Насколько этот мотив характерен для советской психологии, можно видеть в сцене демонстрации фильма, рассказывающего о том, как Фан Фаныч изнасиловал в московском зоопарке кенгуру Джемму: «Я заметил, что начинаю во время этой картины болеть за чекистов ‹…› я начал именно желать ‹…› чтобы Фан Фаныча скорей, падлу такую, схватили и чтобы не ушел он, паразитина, от возмездия! ‹…› Я взволнованно привстаю, когда берут в ресторане «Арагви», прямо из танго ‹…› но это опять, к сожалению, оказываюсь не я». Верный друг Коля – с одной стороны и Кидалло – с другой воплощают две противоборствующие силы, истины и лжи, которые переплетаются в сознании Фан Фаныча.

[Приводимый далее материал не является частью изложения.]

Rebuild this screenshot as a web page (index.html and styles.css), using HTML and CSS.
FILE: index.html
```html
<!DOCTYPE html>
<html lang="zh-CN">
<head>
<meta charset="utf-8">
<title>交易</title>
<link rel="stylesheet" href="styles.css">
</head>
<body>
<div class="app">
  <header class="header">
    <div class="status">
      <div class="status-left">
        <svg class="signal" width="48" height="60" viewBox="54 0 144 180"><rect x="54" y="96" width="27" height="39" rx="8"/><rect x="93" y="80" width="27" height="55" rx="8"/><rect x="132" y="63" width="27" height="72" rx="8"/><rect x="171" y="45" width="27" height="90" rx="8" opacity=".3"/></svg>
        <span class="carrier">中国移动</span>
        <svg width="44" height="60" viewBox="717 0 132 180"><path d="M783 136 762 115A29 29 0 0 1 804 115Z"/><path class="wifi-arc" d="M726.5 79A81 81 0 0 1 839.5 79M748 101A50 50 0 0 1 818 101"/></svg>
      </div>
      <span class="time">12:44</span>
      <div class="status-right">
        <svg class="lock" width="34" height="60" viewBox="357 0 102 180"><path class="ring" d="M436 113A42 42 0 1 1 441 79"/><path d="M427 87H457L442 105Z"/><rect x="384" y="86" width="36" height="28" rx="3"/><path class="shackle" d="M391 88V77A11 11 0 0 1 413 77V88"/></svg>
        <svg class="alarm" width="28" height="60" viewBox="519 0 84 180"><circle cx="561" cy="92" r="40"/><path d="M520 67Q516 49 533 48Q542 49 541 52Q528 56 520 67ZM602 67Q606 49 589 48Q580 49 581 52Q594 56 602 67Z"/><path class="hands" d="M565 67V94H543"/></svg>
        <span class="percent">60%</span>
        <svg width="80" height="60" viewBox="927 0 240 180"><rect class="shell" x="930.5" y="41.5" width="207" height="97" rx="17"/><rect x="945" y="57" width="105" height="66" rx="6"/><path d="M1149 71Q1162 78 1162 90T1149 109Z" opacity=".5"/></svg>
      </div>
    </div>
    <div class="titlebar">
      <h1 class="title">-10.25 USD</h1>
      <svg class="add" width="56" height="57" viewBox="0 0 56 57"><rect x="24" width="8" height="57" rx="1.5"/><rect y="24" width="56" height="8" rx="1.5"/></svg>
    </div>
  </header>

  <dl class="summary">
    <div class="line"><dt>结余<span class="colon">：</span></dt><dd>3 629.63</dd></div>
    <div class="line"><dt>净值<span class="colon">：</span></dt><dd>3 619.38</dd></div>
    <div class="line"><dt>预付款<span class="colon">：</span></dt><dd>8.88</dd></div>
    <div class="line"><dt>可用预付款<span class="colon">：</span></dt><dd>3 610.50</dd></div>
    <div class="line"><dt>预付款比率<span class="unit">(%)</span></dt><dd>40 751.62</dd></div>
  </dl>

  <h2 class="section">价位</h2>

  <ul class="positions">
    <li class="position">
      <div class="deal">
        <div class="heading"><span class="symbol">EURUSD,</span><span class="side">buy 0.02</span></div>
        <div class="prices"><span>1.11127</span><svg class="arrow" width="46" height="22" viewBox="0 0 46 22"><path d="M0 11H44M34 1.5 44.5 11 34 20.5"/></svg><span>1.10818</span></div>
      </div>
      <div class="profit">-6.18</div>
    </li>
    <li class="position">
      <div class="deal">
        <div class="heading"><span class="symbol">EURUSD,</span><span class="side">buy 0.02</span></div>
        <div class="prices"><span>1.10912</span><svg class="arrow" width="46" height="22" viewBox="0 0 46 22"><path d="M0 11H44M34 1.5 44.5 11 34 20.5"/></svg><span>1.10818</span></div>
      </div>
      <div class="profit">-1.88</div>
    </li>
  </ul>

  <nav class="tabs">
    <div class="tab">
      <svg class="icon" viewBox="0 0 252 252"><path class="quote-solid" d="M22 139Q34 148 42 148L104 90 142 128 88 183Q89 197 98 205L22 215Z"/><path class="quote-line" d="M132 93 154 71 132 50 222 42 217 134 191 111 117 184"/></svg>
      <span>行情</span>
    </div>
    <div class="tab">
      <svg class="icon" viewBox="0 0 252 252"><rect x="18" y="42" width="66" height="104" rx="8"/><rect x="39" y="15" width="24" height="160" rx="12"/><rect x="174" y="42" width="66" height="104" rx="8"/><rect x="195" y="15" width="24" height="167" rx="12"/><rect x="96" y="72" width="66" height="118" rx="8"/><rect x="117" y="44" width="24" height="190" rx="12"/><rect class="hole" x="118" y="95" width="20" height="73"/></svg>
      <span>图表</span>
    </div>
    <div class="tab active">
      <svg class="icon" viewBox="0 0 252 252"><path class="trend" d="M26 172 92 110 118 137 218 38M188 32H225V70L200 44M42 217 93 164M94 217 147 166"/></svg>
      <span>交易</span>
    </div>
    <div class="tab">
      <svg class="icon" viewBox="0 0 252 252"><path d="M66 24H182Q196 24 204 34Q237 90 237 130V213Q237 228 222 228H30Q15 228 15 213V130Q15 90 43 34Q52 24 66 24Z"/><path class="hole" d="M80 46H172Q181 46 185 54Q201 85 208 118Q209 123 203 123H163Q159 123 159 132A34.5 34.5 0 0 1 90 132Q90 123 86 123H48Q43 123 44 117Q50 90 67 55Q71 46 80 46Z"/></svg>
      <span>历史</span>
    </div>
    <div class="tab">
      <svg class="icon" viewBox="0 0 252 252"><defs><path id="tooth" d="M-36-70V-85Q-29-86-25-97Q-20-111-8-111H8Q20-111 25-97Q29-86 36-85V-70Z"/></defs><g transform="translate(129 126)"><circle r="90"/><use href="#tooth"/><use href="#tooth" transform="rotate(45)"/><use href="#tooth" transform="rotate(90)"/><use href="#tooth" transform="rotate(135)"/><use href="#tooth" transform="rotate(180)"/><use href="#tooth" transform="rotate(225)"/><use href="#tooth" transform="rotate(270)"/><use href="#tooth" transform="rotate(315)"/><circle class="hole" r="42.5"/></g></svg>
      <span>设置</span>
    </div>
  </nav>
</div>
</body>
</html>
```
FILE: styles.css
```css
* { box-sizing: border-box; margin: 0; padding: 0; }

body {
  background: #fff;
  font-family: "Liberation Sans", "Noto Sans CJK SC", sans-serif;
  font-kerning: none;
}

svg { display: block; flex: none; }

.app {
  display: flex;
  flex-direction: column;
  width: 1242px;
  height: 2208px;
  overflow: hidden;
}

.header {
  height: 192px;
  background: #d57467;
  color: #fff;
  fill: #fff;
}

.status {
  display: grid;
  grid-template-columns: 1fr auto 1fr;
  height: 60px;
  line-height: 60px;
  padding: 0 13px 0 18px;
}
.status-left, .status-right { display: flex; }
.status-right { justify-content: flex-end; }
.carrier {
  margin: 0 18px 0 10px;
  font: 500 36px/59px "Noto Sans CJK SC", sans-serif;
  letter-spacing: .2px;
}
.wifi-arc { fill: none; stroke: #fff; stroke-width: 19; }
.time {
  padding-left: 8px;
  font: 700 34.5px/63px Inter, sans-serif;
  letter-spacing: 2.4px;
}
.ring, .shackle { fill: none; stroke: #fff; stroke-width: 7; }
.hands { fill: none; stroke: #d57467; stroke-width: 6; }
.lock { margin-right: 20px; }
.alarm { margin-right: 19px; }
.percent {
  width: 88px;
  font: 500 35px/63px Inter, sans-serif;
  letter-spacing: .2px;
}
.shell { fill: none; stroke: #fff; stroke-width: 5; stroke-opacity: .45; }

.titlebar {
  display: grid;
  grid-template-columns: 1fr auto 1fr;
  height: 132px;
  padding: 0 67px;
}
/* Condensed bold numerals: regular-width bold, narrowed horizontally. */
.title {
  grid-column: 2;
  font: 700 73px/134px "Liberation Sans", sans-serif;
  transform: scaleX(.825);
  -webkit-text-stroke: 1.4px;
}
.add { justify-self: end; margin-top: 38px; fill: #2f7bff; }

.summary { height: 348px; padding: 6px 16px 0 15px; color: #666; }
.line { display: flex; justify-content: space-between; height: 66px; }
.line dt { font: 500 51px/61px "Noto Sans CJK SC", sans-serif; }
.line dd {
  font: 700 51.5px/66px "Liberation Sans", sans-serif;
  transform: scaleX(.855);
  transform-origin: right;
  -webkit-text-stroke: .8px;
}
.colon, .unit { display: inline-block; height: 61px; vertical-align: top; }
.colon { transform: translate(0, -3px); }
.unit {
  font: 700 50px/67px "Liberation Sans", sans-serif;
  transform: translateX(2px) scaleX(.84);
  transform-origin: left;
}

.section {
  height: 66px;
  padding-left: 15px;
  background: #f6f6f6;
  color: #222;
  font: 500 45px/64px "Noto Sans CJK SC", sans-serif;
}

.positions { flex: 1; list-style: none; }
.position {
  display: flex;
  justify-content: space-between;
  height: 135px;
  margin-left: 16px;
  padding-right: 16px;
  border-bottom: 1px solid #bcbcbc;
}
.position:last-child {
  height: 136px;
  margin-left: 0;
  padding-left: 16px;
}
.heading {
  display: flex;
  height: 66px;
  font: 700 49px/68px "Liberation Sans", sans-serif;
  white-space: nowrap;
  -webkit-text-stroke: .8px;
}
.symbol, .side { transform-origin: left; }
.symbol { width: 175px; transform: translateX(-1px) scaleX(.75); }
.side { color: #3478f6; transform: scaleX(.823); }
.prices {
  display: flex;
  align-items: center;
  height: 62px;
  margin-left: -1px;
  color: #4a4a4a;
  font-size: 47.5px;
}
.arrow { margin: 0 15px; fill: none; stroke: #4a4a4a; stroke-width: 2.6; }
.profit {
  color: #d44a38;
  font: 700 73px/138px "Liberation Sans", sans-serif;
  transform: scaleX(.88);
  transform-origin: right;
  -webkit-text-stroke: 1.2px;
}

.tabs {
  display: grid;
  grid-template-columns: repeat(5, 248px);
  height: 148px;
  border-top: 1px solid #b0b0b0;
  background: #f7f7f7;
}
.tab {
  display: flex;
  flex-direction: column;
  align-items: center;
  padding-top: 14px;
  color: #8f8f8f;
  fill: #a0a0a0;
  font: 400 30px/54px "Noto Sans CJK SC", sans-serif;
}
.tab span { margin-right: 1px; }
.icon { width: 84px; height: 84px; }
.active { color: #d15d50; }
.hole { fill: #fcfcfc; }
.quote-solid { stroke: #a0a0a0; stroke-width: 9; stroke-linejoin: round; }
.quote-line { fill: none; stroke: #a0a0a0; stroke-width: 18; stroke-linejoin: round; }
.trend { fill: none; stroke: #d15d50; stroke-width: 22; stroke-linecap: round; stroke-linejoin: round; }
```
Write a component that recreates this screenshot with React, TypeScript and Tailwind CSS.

В романе «Рука» герой по прозвищу Рука обращается с речью к одному из своих врагов – важному чиновнику Гурову. Рука сделался следователем КГБ, чтобы отомстить членам карательного отряда, которые во время кампании по борьбе с кулаками убили его родителей. Герой принимает внешний облик Оппонента, становясь сотрудником КГБ, но при этом старается сохранить верность своей изначальной идее. Такая противоестественная раздвоенность сводит его с ума. Полюс чистой мотивации представлен голосами убитых родителей, но все кончается тем, что они заклинают своего сына отказаться от кровавой мести, да только уже поздно: он стал одержимым и так же кровожаден, как и те, кому он мстит.